CHALLENGE - Using the records below, locate all lines containing "HTML" and return them.

>> Begin TASK INPUT

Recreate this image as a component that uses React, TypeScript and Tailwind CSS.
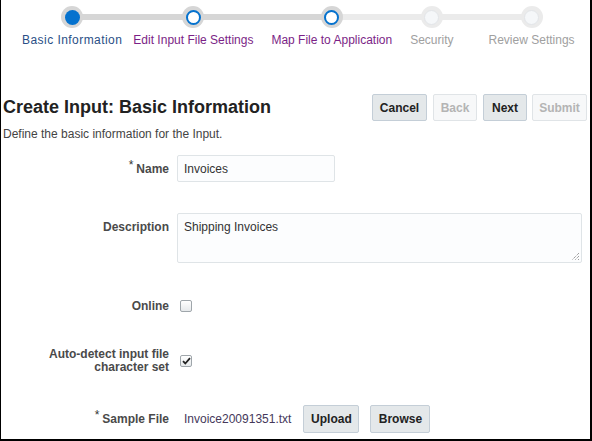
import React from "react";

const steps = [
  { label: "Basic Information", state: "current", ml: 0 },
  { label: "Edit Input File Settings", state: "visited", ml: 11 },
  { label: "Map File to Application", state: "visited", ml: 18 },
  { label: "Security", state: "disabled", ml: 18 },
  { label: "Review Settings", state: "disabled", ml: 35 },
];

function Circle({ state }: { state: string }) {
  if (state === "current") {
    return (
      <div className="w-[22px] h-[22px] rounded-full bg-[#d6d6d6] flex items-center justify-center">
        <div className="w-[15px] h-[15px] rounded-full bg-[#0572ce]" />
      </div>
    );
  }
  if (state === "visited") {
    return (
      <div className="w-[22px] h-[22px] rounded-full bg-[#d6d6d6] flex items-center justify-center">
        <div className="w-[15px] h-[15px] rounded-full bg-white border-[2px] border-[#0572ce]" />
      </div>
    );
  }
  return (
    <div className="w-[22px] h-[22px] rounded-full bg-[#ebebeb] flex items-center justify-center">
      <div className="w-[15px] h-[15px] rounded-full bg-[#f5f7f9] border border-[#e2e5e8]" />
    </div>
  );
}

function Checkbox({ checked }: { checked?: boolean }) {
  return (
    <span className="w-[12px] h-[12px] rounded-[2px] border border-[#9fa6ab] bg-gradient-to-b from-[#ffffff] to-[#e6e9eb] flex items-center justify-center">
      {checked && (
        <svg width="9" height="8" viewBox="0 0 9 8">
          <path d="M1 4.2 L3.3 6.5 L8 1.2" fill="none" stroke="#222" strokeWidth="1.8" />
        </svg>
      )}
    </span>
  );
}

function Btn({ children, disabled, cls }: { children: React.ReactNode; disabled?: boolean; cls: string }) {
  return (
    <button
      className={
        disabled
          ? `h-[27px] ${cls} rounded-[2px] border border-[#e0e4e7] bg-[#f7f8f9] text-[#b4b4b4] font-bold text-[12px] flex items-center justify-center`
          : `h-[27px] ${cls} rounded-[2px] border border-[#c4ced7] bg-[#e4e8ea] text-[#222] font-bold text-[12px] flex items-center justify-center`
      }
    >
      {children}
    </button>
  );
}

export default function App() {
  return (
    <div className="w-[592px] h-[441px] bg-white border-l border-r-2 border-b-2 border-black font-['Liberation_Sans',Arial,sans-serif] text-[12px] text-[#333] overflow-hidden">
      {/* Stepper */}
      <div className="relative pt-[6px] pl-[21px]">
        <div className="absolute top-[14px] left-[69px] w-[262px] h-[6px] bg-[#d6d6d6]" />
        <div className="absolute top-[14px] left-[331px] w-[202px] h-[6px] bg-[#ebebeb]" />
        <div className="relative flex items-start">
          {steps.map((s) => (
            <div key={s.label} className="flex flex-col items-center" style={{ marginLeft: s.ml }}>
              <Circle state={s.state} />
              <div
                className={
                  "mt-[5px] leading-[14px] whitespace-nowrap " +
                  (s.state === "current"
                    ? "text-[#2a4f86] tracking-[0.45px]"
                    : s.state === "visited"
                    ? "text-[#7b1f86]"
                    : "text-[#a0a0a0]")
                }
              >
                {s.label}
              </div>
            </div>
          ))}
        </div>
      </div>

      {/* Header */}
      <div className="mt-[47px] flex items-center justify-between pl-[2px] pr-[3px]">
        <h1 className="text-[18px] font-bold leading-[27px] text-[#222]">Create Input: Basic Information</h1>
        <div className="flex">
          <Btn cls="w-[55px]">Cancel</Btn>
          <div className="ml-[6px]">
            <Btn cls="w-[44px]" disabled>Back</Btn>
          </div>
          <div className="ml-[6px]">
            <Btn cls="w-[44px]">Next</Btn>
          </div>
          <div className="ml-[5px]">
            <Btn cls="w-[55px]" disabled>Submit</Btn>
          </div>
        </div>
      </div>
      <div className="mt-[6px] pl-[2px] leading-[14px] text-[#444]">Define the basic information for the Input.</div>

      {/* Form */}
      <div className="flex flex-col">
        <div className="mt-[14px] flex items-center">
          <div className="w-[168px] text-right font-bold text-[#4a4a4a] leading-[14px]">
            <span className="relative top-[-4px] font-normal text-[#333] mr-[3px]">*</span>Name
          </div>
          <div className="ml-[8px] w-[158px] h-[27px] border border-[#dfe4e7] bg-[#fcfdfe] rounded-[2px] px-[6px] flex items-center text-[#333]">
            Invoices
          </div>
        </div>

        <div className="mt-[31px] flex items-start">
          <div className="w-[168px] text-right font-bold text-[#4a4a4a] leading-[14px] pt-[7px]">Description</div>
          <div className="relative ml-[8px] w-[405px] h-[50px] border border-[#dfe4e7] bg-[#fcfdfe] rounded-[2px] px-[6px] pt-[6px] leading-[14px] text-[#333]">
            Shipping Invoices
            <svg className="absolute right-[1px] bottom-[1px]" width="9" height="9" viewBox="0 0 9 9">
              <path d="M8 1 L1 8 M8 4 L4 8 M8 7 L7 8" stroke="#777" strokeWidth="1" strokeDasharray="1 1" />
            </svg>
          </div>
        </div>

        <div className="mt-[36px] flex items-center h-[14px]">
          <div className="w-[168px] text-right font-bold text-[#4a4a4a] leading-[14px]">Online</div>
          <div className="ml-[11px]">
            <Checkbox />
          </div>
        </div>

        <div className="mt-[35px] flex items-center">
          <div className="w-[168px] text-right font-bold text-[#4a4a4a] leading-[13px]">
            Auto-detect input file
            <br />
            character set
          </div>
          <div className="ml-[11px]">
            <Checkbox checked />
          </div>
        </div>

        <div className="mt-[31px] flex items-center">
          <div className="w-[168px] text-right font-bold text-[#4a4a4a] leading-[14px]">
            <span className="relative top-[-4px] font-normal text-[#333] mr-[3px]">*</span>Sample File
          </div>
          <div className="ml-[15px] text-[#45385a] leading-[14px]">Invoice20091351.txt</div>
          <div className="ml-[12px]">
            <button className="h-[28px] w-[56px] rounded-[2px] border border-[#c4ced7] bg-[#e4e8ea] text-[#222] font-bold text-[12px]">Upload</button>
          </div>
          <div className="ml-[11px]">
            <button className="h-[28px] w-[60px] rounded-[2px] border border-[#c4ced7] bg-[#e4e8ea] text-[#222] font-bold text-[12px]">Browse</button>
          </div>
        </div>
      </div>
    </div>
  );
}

>> End TASK INPUT
>> Begin TASK INPUT

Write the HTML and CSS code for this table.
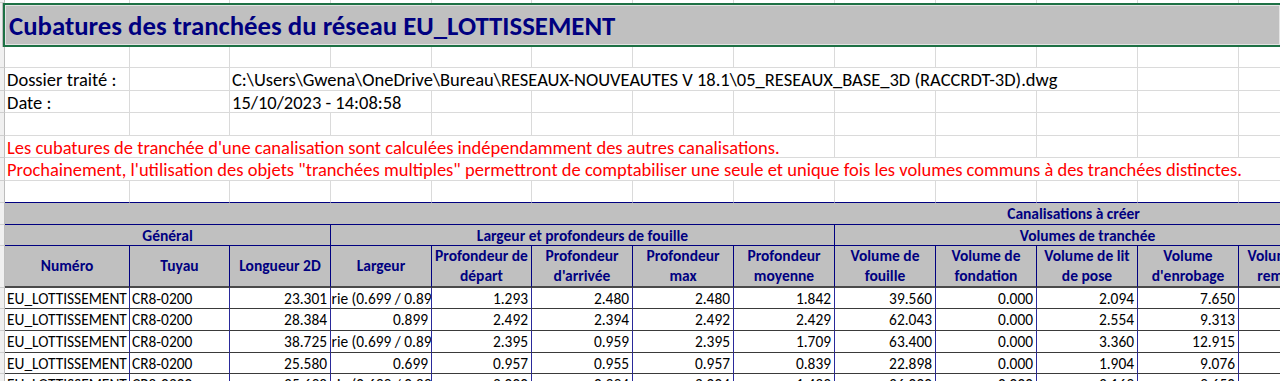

>> End TASK INPUT
>> Begin TASK INPUT

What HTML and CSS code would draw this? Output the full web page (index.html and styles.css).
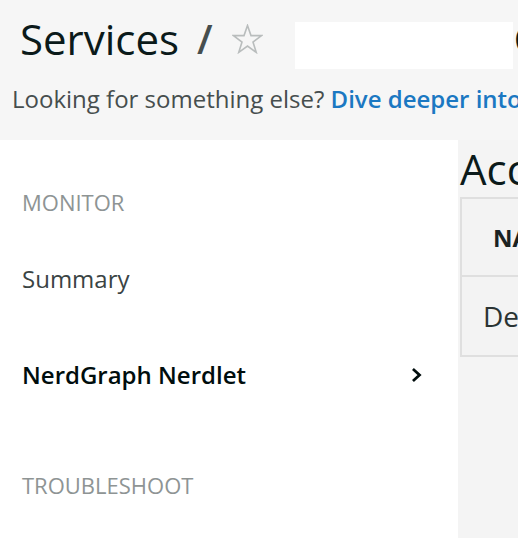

>> End TASK INPUT

EXERCISE ANSWER -
Write the HTML and CSS code for this table.
What HTML and CSS code would draw this? Output the full web page (index.html and styles.css).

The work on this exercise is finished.